In the Le Mans Prototype 2 (LMP2) category, the #13 and #31 Oreca 07-Gibson cars fielded by Vaillante Rebellion soon dominated the class. The #38 Jackie Chan DC Racing was a force to be reckoned with as it overtook the #13 in the sixteenth hour. The misfortunes in the LMP1 class also played to their advantage with the three LMP2 cars topping the overall timetable in the final few hours of the race. The pace of the #38 car was never likely to be strong enough to resist the inexorable #2 Porsche 919 Hybrid, which finally claimed the lead in the penultimate hour of the race. It was a proud moment for the Oreca 07-Gibson #38 and #13 cars though as they took 2nd and 3rd place respectively on the podium — the first time for LMP2 cars at Le Mans.

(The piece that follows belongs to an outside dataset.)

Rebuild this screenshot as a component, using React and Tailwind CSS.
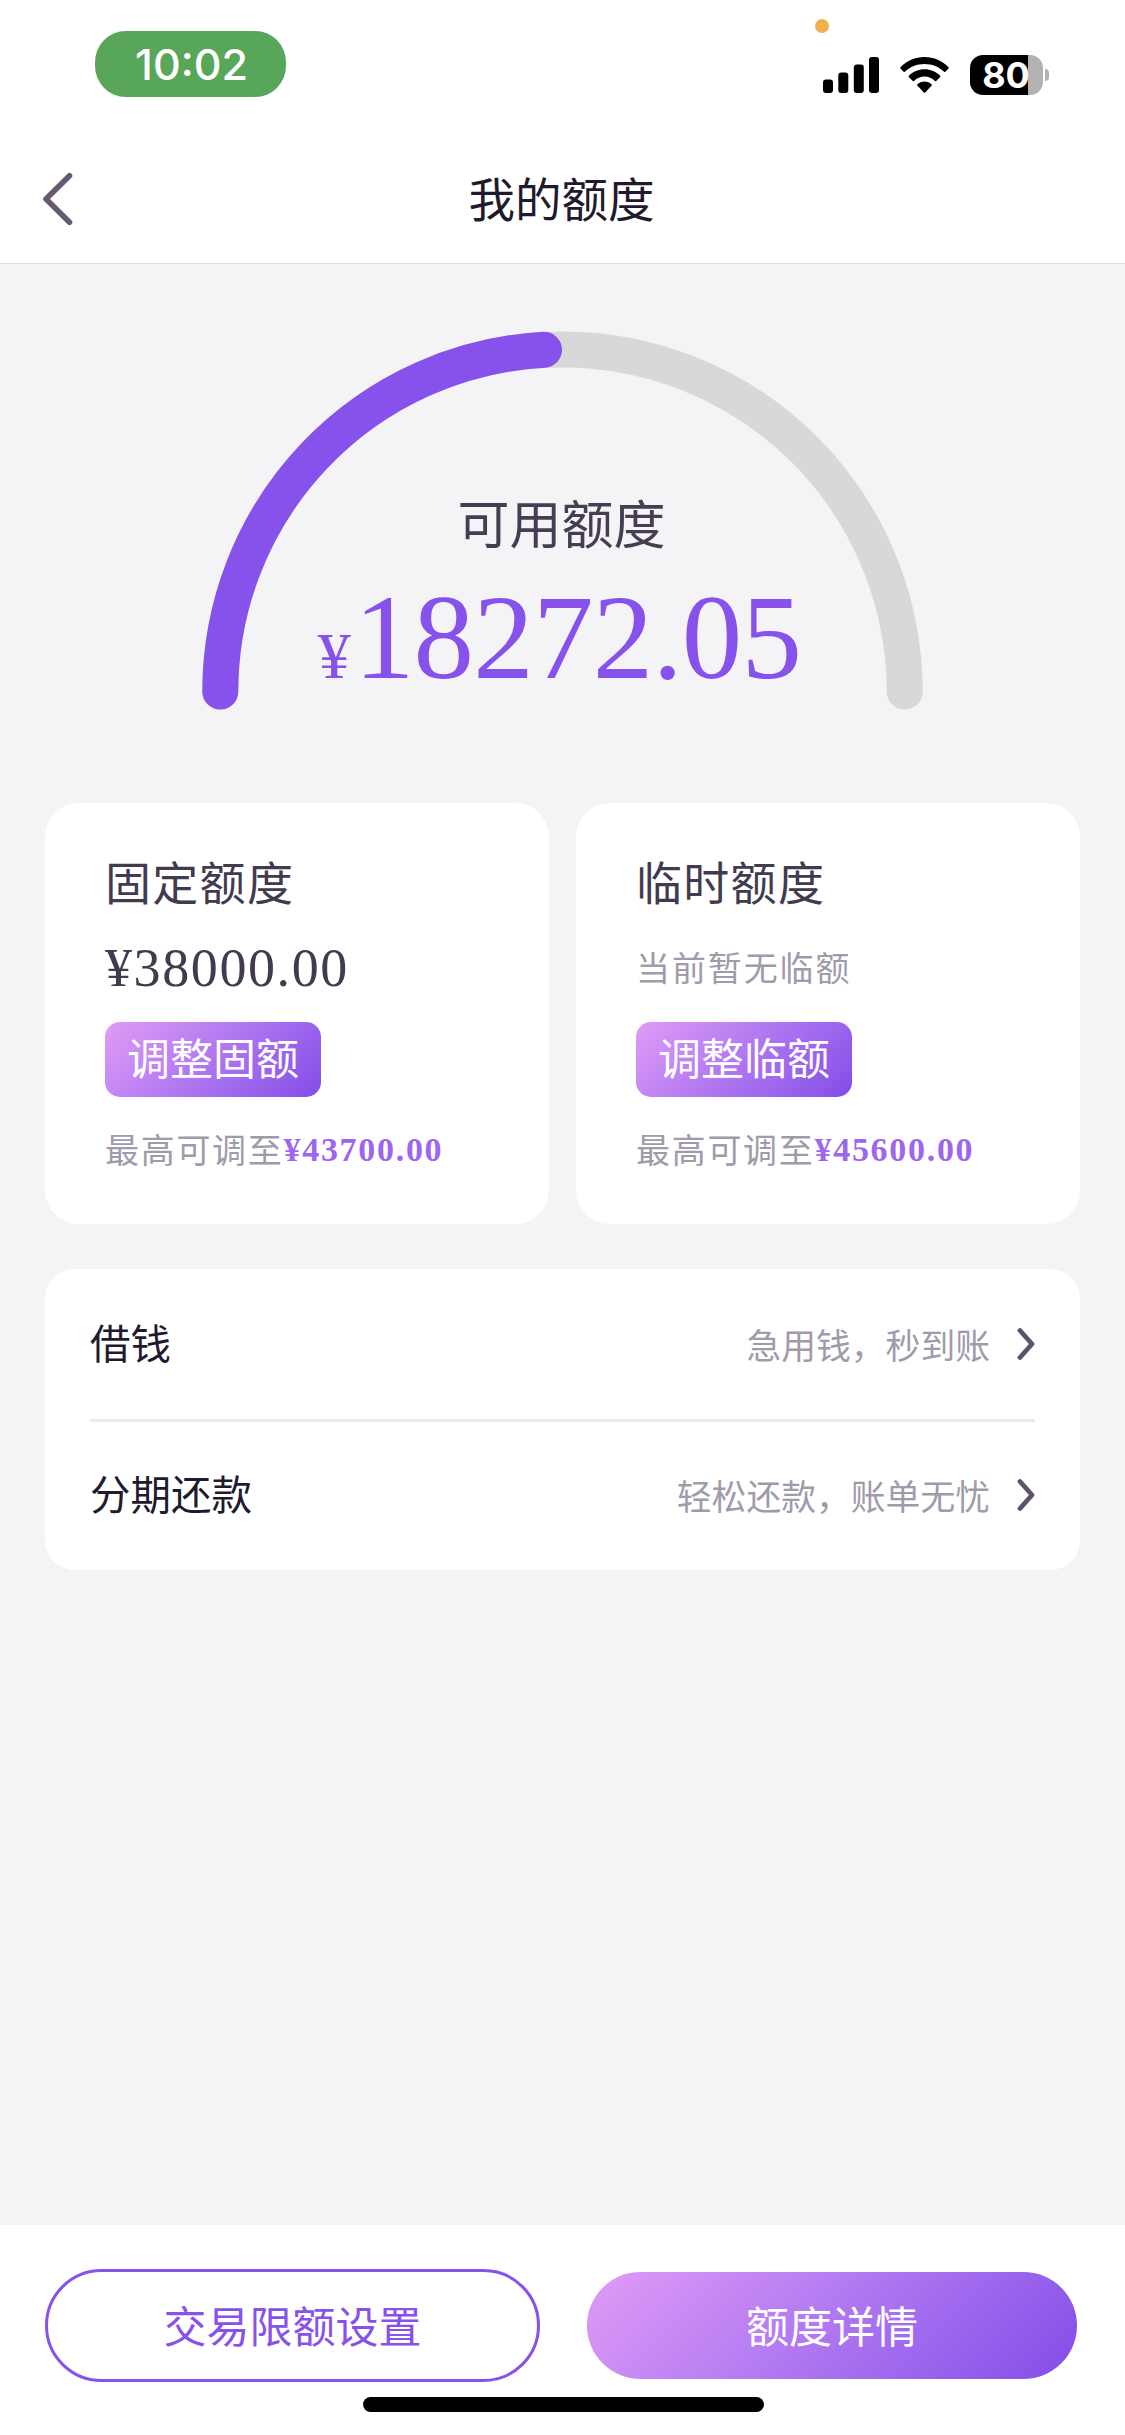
const limitCards = [
  {
    key: 'fixed',
    title: '固定额度',
    amount: '¥38000.00',
    action: '调整固额',
    max: '¥43700.00',
  },
  {
    key: 'temp',
    title: '临时额度',
    empty: '当前暂无临额',
    action: '调整临额',
    max: '¥45600.00',
  },
];

const services = [
  { key: 'loan', title: '借钱', hint: '急用钱，秒到账' },
  { key: 'installment', title: '分期还款', hint: '轻松还款，账单无忧' },
];

function StatusBar() {
  return (
    <div className="relative flex h-[136px] shrink-0 items-start justify-between pt-[31px] pr-[76px] pl-[95px]">
      <span className="absolute top-[19px] left-[815px] size-3.5 rounded-full bg-[#f3ae4e]" />
      <div className="flex h-[66px] w-[191px] items-center justify-center rounded-[31px] bg-[#58a65a] pl-0.5 font-['Inter',sans-serif] text-[43px] leading-none font-medium text-white">
        10:02
      </div>
      <div className="mt-6 flex items-center">
        <svg width="57" height="36" viewBox="0 0 57 36" className="mr-5">
          <rect x="0" y="22.5" width="10" height="13.5" rx="3" />
          <rect x="15.3" y="15.5" width="10" height="20.5" rx="3" />
          <rect x="30.8" y="7.5" width="10" height="28.5" rx="3" />
          <rect x="46" y="0" width="10" height="36" rx="3" />
        </svg>
        <svg width="49" height="36" viewBox="0 0 49 36" className="mr-[21px]">
          <path d="M24.500 0C34 0 42.500 4 48.600 10.200Q49 10.900 48.500 11.500L45.400 14.700Q44.800 15.200 44.100 14.700C38.800 9.700 32 7 24.500 7S10.200 9.700 4.900 14.700Q4.200 15.200 3.600 14.700L.5 11.500Q0 10.900 .4 10.200C6.500 4 15 0 24.500 0Z" />
          <path d="M24.500 12.300C30.500 12.300 36 14.700 40.200 18.700Q40.700 19.300 40.200 19.900L36.200 23.900Q35.600 24.400 35 23.900C32.100 21.200 28.500 19.600 24.500 19.600S16.900 21.200 14 23.900Q13.400 24.400 12.800 23.900L8.800 19.900Q8.300 19.300 8.800 18.700C13 14.700 18.500 12.300 24.500 12.300Z" />
          <path d="M24.500 24.600C27.300 24.600 29.800 25.700 31.700 27.400Q32.200 28 31.700 28.600L25.200 35.400Q24.500 36 23.800 35.400L17.300 28.600Q16.800 28 17.300 27.400C19.200 25.700 21.700 24.600 24.500 24.600Z" />
        </svg>
        <div className="flex h-10 w-[73px] items-center justify-center rounded-[13px] bg-linear-to-r from-black from-[58px] to-[#b2b2b2] to-[58px] font-['Inter',sans-serif] text-[36px] leading-none font-bold text-white">
          80
        </div>
        <span className="ml-[2.500px] h-3 w-1 rounded-r-full bg-[#b2b2b2]" />
      </div>
    </div>
  );
}

function NavBar() {
  return (
    <header className="relative flex h-32 shrink-0 items-center justify-center border-b border-[#dfdfe1] pr-0.5 pb-1">
      <svg
        width="36"
        height="60"
        viewBox="0 0 36 60"
        fill="none"
        stroke="#655a70"
        strokeWidth="5.600"
        strokeLinecap="round"
        strokeLinejoin="round"
        className="absolute top-[33px] left-10"
      >
        <path d="M29.500 6.800L6 30L29.500 53.200" />
      </svg>
      <h1 className="text-[46.500px] leading-none text-[#1f1a2e]">我的额度</h1>
    </header>
  );
}

function Gauge() {
  return (
    <section className="relative h-[539px] shrink-0">
      <svg width="1125" height="539" viewBox="0 264 1125 539" fill="none" strokeWidth="36" strokeLinecap="round">
        <path d="M220.300 691.500A342.200 342.200 0 0 1 904.700 691.500" stroke="#d8d8d8" />
        <path d="M220.300 691.500A342.200 342.200 0 0 1 544 349.800" stroke="#8751eb" />
      </svg>
      <div className="absolute inset-x-0 top-[232px] flex flex-col items-center">
        <p className="mr-0.5 text-[52px] leading-none text-[#463d52]">可用额度</p>
        <p className="mt-[29px] mr-1.5 font-['Liberation_Serif',serif] text-[121px] leading-none tracking-[-0.800px] text-[#8751eb]">
          <span className="mr-1 text-[66px]">¥</span>18272.05
        </p>
      </div>
    </section>
  );
}

function LimitCard({ card }) {
  return (
    <div className="flex h-[421px] flex-1 flex-col items-start rounded-[34px] bg-white pt-[54px] pl-[60px]">
      <h2 className="text-[46px] leading-none tracking-[1.300px] text-[#423a4e]">{card.title}</h2>
      <div className="mt-[33px] flex h-[62px] items-center">
        {card.amount ? (
          <p className="pt-0.5 font-['Liberation_Serif',serif] text-[54px] leading-none tracking-[1.600px] text-[#423a4e]">
            {card.amount}
          </p>
        ) : (
          <p className="text-[34px] leading-none tracking-[1.900px] text-[#9f9bab]">{card.empty}</p>
        )}
      </div>
      <button className="mt-6 h-[75px] w-[216px] rounded-[15px] bg-linear-135 from-[#e09bf6] to-[#834ce8] pb-1.5 text-[43px] leading-none text-white">
        {card.action}
      </button>
      <p className="mt-[34px] flex items-center text-[34px] leading-none tracking-[1.700px] text-[#9f9bab]">
        最高可调至
        <span className="pt-0.5 font-['Liberation_Serif',serif] font-bold text-[#9e65ee]">{card.max}</span>
      </p>
    </div>
  );
}

function ServiceRow({ service }) {
  return (
    <div className="flex h-[146px] items-center first:h-[153px]">
      <span className="flex-1 pb-1 text-[40.500px] leading-none text-[#1f1a2e]">{service.title}</span>
      <span className="mr-[27px] text-[34.800px] leading-none text-[#9f9bab]">{service.hint}</span>
      <svg
        width="18"
        height="34"
        viewBox="0 0 18 34"
        fill="none"
        stroke="#5d5269"
        strokeWidth="4.800"
        strokeLinecap="round"
        strokeLinejoin="round"
      >
        <path d="M3 3.500L15 17L3 30.500" />
      </svg>
    </div>
  );
}

export default function App() {
  return (
    <div className="flex h-[2435px] w-[1125px] flex-col bg-white font-['Noto_Sans_CJK_SC',sans-serif]">
      <StatusBar />
      <NavBar />
      <main className="flex flex-1 flex-col bg-[#f4f4f7]">
        <Gauge />
        <div className="flex gap-[27px] px-[45px]">
          {limitCards.map((card) => (
            <LimitCard key={card.key} card={card} />
          ))}
        </div>
        <div className="mx-[45px] mt-[45px] h-[301px] divide-y-3 divide-[#ebebed] rounded-[30px] bg-white px-[45px]">
          {services.map((service) => (
            <ServiceRow key={service.key} service={service} />
          ))}
        </div>
      </main>
      <footer className="relative flex h-[210px] shrink-0 items-start justify-between pt-11 pr-12 pl-[45px]">
        <button className="h-[113px] w-[495px] rounded-full border-3 border-[#8751eb] pb-0.5 text-[43px] leading-none text-[#8751eb]">
          交易限额设置
        </button>
        <button className="mt-[3px] h-[107px] w-[490px] rounded-full bg-linear-135 from-[#e09bf6] to-[#834ce8] pb-0.5 text-[43px] leading-none text-white">
          额度详情
        </button>
        <span className="absolute top-[172px] left-[363px] h-[15px] w-[401px] rounded-full bg-black" />
      </footer>
    </div>
  );
}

It was the trio of Chevrolet, Aston Martin and Ford who battled for victory in the final laps of the LM GTE Pro class. The #97 Aston Martin Vantage driven by Jonathan Adam, Daniel Serra and Darren Turner claimed victory ahead of the #67 Ford GT Chip Ganassi Team UK driven by Luis-Felipe Derani, Andy Priaulx and Harry Tincknell in a dramatic finish. In Le Mans GTE Am, a well-balanced class soon turned into a tussle between the Ferrari 488 GTE, Aston Martin and Porsche 911 RSR. As the Rolex clock counted down the final minutes, it was the #84 JMW Motorsport Ferrari driven by Will Stevens, Dries Vanthoor and Robert Smith, which rose from seventh on the class grid to win the race.

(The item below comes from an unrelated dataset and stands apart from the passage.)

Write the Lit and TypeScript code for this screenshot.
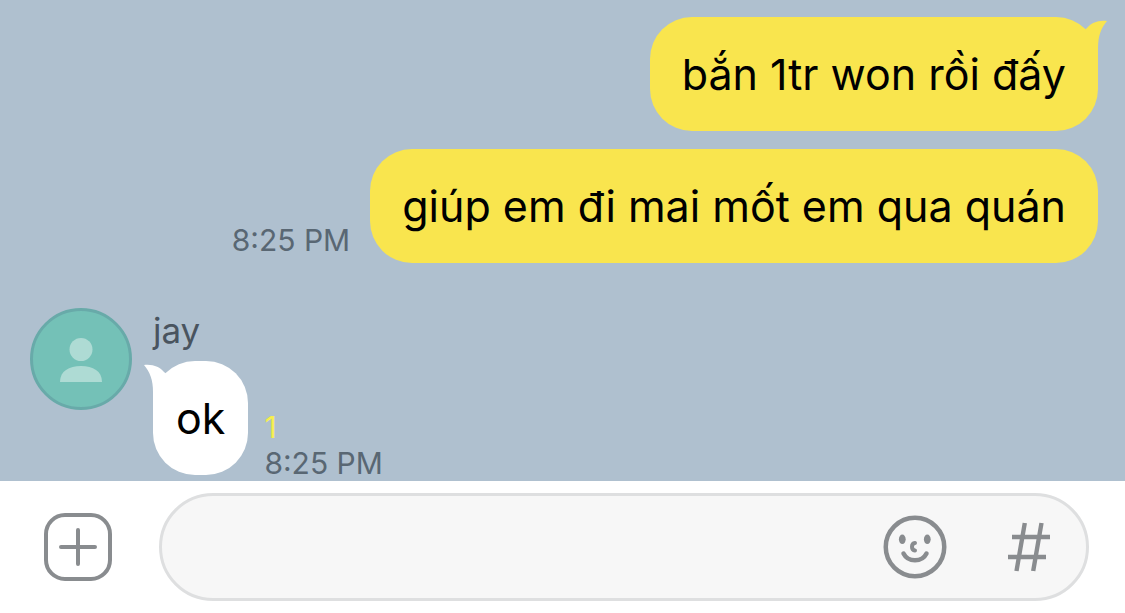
import { LitElement, html, css, svg } from "lit";
import { customElement, property } from "lit/decorators.js";
import { classMap } from "lit/directives/class-map.js";

@customElement("chat-bubble")
class ChatBubble extends LitElement {
  @property({ type: Boolean }) mine = false;
  @property({ type: Boolean }) tail = false;

  static styles = css`
    :host { display: block; }
    .bubble {
      position: relative;
      box-sizing: border-box;
      padding: 30px 23px;
      border-radius: 42px;
      background: #ffffff;
      color: #000000;
      font-size: 43px;
      line-height: 54px;
    }
    .mine { padding: 30px 32px; background: #f9e54e; }
    .text { margin: 0; }
    .tail { position: absolute; top: 3px; left: -9px; width: 30px; height: 40px; fill: #ffffff; }
    .mine .tail { left: auto; right: -9px; fill: #f9e54e; transform: scaleX(-1); }
  `;

  render() {
    return html`<div class=${classMap({ bubble: true, mine: this.mine })}>
      ${this.tail
        ? html`<svg class="tail" viewBox="0 0 30 40" aria-hidden="true">
            <path d="M0 1 C9 0 16 3 20 8 L30 16 V40 H9 V28 C9 16 6 8 0 1Z" />
          </svg>`
        : ""}
      <p class="text"><slot></slot></p>
    </div>`;
  }
}

@customElement("app-root")
class AppRoot extends LitElement {
  static styles = css`
    :host {
      display: flex;
      flex-direction: column;
      min-height: 100vh;
      background: #ffffff;
      font-family: Inter, "Noto Sans", sans-serif;
    }
    .chat {
      flex: 1;
      display: flex;
      flex-direction: column;
      gap: 18px;
      padding: 17px 27px 6px 30px;
      background: #afc0cf;
    }
    .sent { display: flex; justify-content: flex-end; align-items: flex-end; gap: 20px; }
    .meta { color: #596773; font-size: 30px; line-height: 36px; padding-bottom: 5px; white-space: nowrap; }
    .received { display: flex; gap: 21px; margin-top: auto; }
    .avatar { flex: none; width: 102px; height: 102px; }
    .name { margin: 0 0 9px; color: #49545f; font-size: 35px; line-height: 44px; font-weight: 400; }
    .reply { display: flex; align-items: flex-end; gap: 16px; }
    .stack { padding-bottom: 0; margin-bottom: -6px; }
    .unread { color: #f6ee4e; display: block; }
    .composer { display: flex; align-items: center; gap: 47px; padding: 12px 36px 12px 44px; }
    button {
      flex: none;
      display: block;
      padding: 0;
      border: 0;
      background: none;
      color: #898c8f;
      cursor: pointer;
    }
    button svg { display: block; width: 100%; height: 100%; fill: none; stroke: currentColor; }
    .add { width: 68px; height: 68px; }
    .field {
      flex: 1;
      display: flex;
      align-items: center;
      box-sizing: border-box;
      height: 108px;
      padding: 0 36px 0 32px;
      border: 3px solid #dedfe0;
      border-radius: 54px;
      background: #f7f7f7;
    }
    .input {
      flex: 1;
      min-width: 0;
      height: 60px;
      padding: 0;
      border: 0;
      outline: 0;
      background: none;
      font: inherit;
      font-size: 43px;
    }
    .emoji { width: 64px; height: 64px; margin-right: 59px; }
    .hash { width: 44px; height: 50px; }
  `;

  private avatar = svg`
    <circle cx="51" cy="51" r="49.5" fill="#74c1b7" stroke="#68aaa9" stroke-width="3" />
    <circle cx="51" cy="41.5" r="11.5" fill="#aedbd4" />
    <path d="M30 74 C30 63 39 58 51 58 S72 63 72 74Z" fill="#aedbd4" />`;

  render() {
    return html`
      <main class="chat">
        <div class="sent"><chat-bubble mine tail>bắn 1tr won rồi đấy</chat-bubble></div>
        <div class="sent">
          <time class="meta">8:25 PM</time>
          <chat-bubble mine>giúp em đi mai mốt em qua quán</chat-bubble>
        </div>
        <article class="received">
          <svg class="avatar" viewBox="0 0 102 102" aria-hidden="true">${this.avatar}</svg>
          <div>
            <h2 class="name">jay</h2>
            <div class="reply">
              <chat-bubble tail>ok</chat-bubble>
              <div class="meta stack">
                <span class="unread">1</span>
                <time>8:25 PM</time>
              </div>
            </div>
          </div>
        </article>
      </main>
      <form class="composer" @submit=${(e: Event) => e.preventDefault()}>
        <button class="add" type="button" aria-label="Add attachment">
          <svg viewBox="0 0 68 68" stroke-width="4">
            <rect x="2" y="2" width="64" height="64" rx="19" />
            <path d="M34 17V51M17 34H51" stroke-linecap="round" />
          </svg>
        </button>
        <div class="field">
          <input class="input" type="text" aria-label="Message" />
          <button class="emoji" type="button" aria-label="Emoji">
            <svg viewBox="0 0 64 64" stroke-width="4.5" stroke-linecap="round">
              <circle cx="32" cy="32" r="29.25" />
              <ellipse cx="19.3" cy="24.3" rx="3.4" ry="4.8" fill="currentColor" stroke="none" />
              <ellipse cx="44.3" cy="24.3" rx="3.4" ry="4.8" fill="currentColor" stroke="none" />
              <path d="M32 28C28 28.500 28 35 32 35.500" stroke-width="4" />
              <path d="M20.500 38.500C25 47.500 39 47.500 43.500 38.500" />
            </svg>
          </button>
          <button class="hash" type="button" aria-label="Hashtag search">
            <svg viewBox="0 0 44 50" stroke-width="4.4">
              <path d="M18.8 1L10.500 49M35.500 1L27.200 49M6 15H44M2 35H40" />
            </svg>
          </button>
        </div>
      </form>
    `;
  }
}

Th 24 Hours of Le Mans 2017 proved once again that racing on the limit over the course of 24 hours not only requires a unique combination of precision, skill and awareness, but reliability and performance are also vital to success at the Circuit de la Sarthe. Le Mans is “one of the most demanding yet the most rewarding races in the world”, said nine-time Le Mans winner, Tom Kristensen, and continued, “it is always a balance between triumph and tragedy.” Forty-nine of the sixty race starters crossed the finish line after 24 hours, exemplifying the punishing nature of this 13.629-km circuit and proving once more that crossing the finish line is a challenge in itself.
The podium ceremony was filled with emotion as Rolex Testimonee and Grand Marshal, Mark Webber presented the famous 24 Hours of Le Mans trophies to his former team-mates. As the Official Timepiece of the 24 Hours of Le Mans since 2001, Rolex rewarded the winners with a specially engraved Rolex Oyster Perpetual Cosmograph Daytona watch.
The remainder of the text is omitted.